Ante la migraña, no hay refundación que se resista. Mi hijo la padece, desde hace años, y su vida es un sinvivir. Siempre te parece, a su lado, que le hablas demasiado alto, que te mueves demasiado deprisa, que respiras demasiado fuerte, que necesitas poquisima luz, que el timbre de tu teléfono móvil está ajustado a un volumen fronterizo con la tortura...
Está fastidiado a pesar de que le han hecho de todo, punciones en la frente, sesiones de noséquéterapia, de que ha viajado a visitarse con la crème de la crème... Ronda los treintaytantos y su dolencia, tenaz e implacable como una maldición, remite cuando le parece o le ataca por la espalda al menor descuido, o enarbola la razón del porquesí para preñar su vida del dolor más atroz, inacabable, gratuito y esclavo.

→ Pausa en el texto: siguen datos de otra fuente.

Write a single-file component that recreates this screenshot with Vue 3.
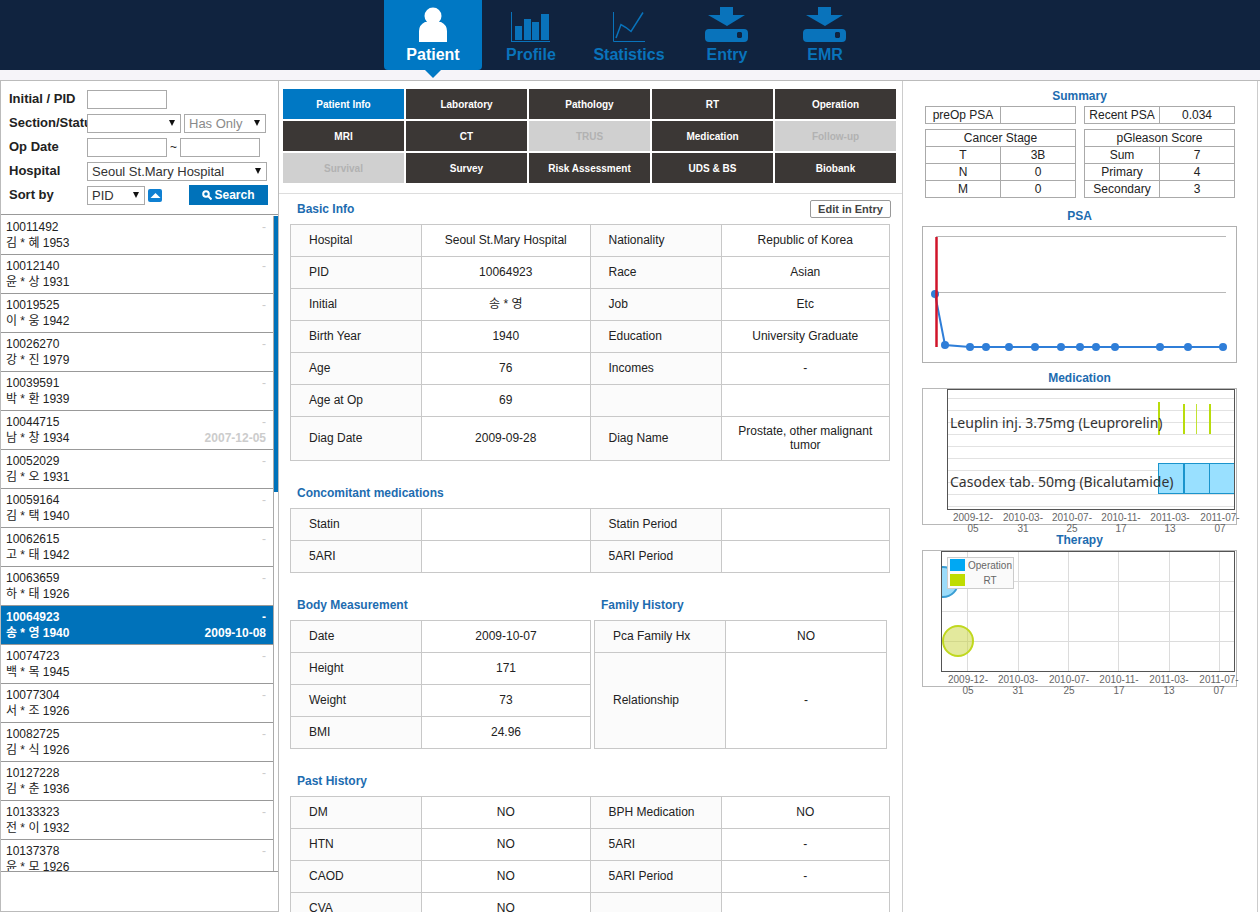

Con el arrojo de quien se yergue contra la injusticia, o acaso con la desesperación de quien no tiene otra que hacer algo, mi hijo no se da por vencido y se asocia y edita libros divulgativos sobre el tenebroso mal que tan profundo le afecta, empeñado en encontrar para sí mismo y sus hermanos en el perpetuo malestar alguna solidaridad, alguna solución que se parezca remotamente al alivio de su pertinaz dolencia, ante la indiferencia de la administración del Estado que ni siquiera se ha dignado considerar como crónica esta trágica enfermedad, feroz donde las haya, y susceptibles por tanto quienes la padecen de percibir de la Seguridad Social el tratamiento que por dolor e incapacidad sobrevenida les corresponde. Ni más ni menos que el mismo que ya desde hace tiempo reciben quienes padecen de migraña en Europa.